It's been slightly over a year since I wrote "The Gap Year: A Post-Graduation Exploration" for The Huffington Post. I was in the middle of finishing my senior year at the University of Toronto, and had begun pondering the very scary scenario of taking a "year off" between my undergraduate and graduate degrees. This would mean that for the first time in sixteen years, I would not be returning to school come September, and would be dipping my toe into the much anticipated "real world," free from semesters, exams and being graded at every point.
My reasons for taking a year off were more than just having a little fun before completing a grueling graduate degree. I was genuinely confused about the next stage of my life, whether doing graduate school at all was indeed right for me, and whether the path and interests that I was pursuing up until this point were really what I wanted to pursue for the rest of my life, or if something better was waiting out there for me and I just needed the breathing room to find it.
Now, nearly a year later and halfway through my so-called year off and seemingly no closer to figuring out what I want to do with my life, I've learned that the real world is pretty damn scary. I always suspected as much even before I collected my diploma and was let loose last June, but the reality hit me harder than I could ever have imagined while safe and warm in the university bubble.
Some things were jarring but quick to get used to, such as losing those valuable student discounts (and in the process going through the epiphany of oh-my-god-I'm-a-real-adult-now), while others I am still struggling with: losing an immediate purpose in course work and essays, and redesigning my life to fit a reality that isn't defined by four-month time chunks like semesters and summer holidays.
To try to make sense of the smorgasbord of feelings that overcome any student when they eventually face this reality, I've tried to weave out three things that I have found the most challenging to deal with since saying goodbye to the classroom:
1) Transitioning from a 'student' to a 'fill in the bank': Losing the student discounts was one thing.
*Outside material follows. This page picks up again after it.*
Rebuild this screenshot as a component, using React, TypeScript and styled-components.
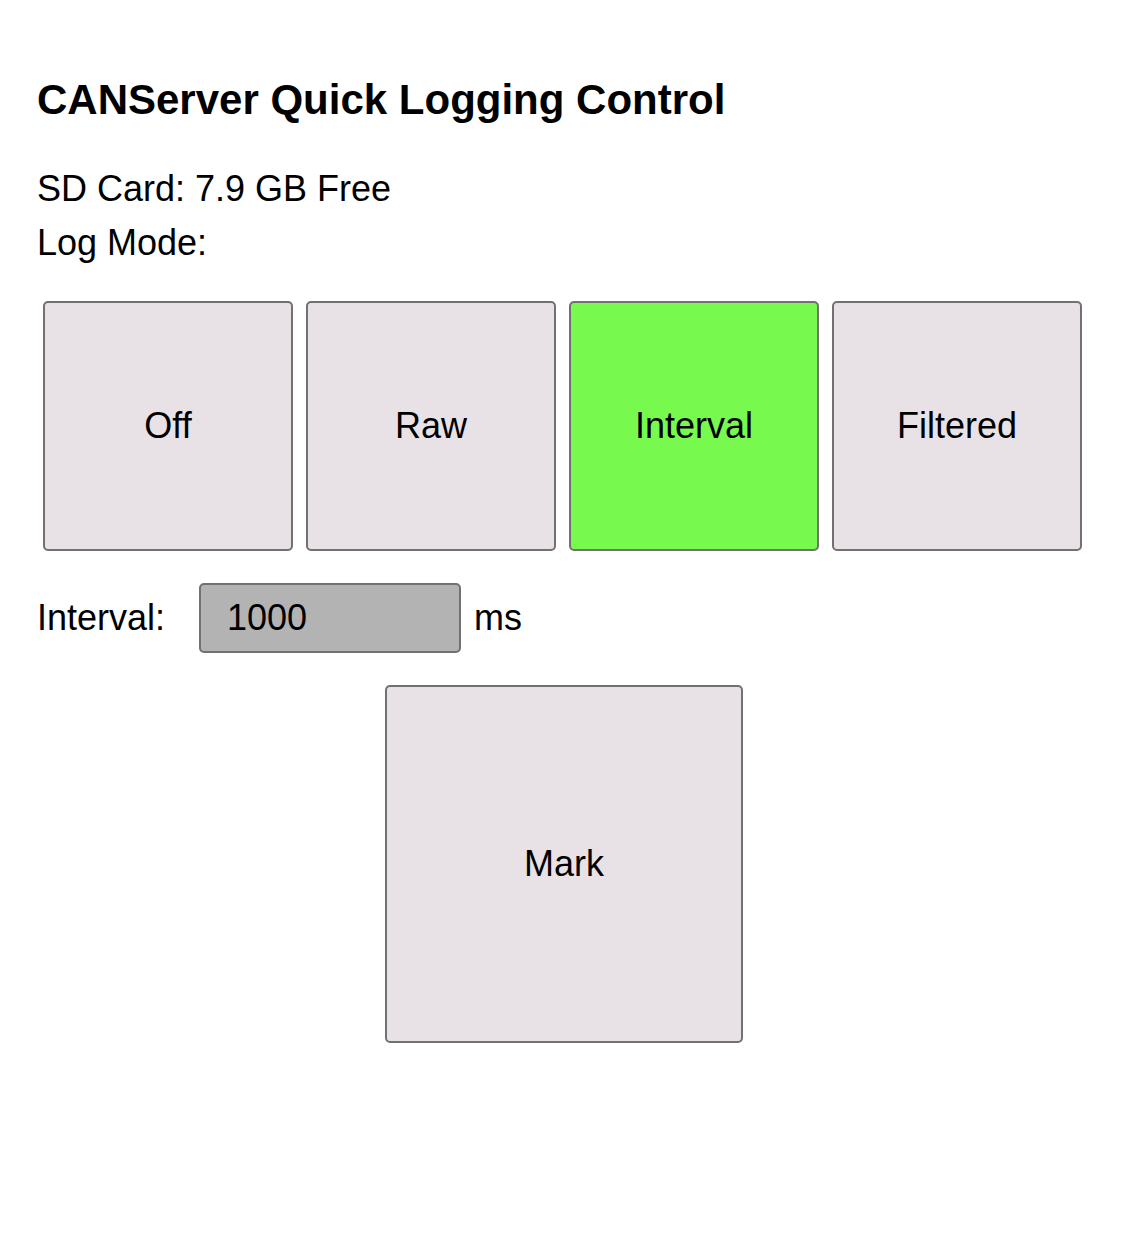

But what was more traumatizing was losing the ability to call myself a "student," and being suddenly viewed the same as the 49-year-old marketing executive sitting next to me on public transit, both as adults. The fact was, being a student was so wrapped up into my identity for sixteen years that without it, I didn't really know who I was. Being a student came with clearly defined social scripts and expectations, and simply declaring, "I'm a student" brought understanding and told most of your story to the outside world. The second I received my diploma on graduation day, I had suddenly transformed from a "student" to 20-something unemployed adult in search of a new identity while mourning the loss of an old one. Which brings me to the next scary truth about the real world...
2) Finding a job is actually really hard. Big spoiler alert, right? It really should be no surprise that new graduates are facing one of the toughest job markets in recent decades, especially those with non-technical, artsy degrees like mine. But I figured that I had done well enough in university in setting the groundwork for a job, that I would send out a few emails and BAM! I was on to the career of my dreams.
Hint -- it didn't quite turn out like that.
What I originally thought would be an easy foray into the work world after taking a couple of weeks off suddenly became a bittering reality of simply just how hard it is to find a full time, paying job out there, even something to just hold me over until graduate school. Probably one of the best things that I'm learning during this grueling and sometimes depressing job search is to never take success as an easy expectation. Just like writing a paper in college required intensive research, casting a wide net for resources, and several focused hours, so does finding a job, and to be truthful, I hadn't been approaching it like that before.
So now I'm a bit wiser. I'm visiting my alma mater's career centre for advice and seminars, checking out career strategy books from the public library, and having coffee with old mentors. And even if I go back to graduate school and don't need a job for the long-term yet, I'll never underestimate the exhausting, confidence-defeating job search process again. Because with every job rejection and ever step sinking into directionless abyss, you're constantly reminded that...
3) There's no report card on life.
Perhaps the hardest and scariest part of real life is that you'll never know if you are doing the right thing. For all of your existence up until now, you were aware of the minimum passing mark to move on to the next grade, received progress reports, marks on a transcript that told you exactly how you were doing, and it felt good to meet and exceed those benchmarks.
When you're on your own, you only have your own benchmarks to pass, if that at all, and that can lead to some scary thoughts.
"Am I doing the right thing? Am I on the right path? Are my own standards too high? Too low? What is everyone else doing? What if I don't end up being successful?"
It's moments like those that make you wish you can somehow see into the future, be assured and guaranteed that everything turns out okay, and work backwards from that.
Unfortunately, life is not like that.
And that's what makes it scary, exhilarating, anxious and wonderful all at the same time.
So as I move on forward in my year off that might very well lead to me never returning to school, I'm learning to deal with these fears, insecurities, and realities of what it means to exist without school. And all I can really do is learn from my mistakes, remain optimistic, and feel comforted by the fact that I'm not alone and eventually, everyone gets through it.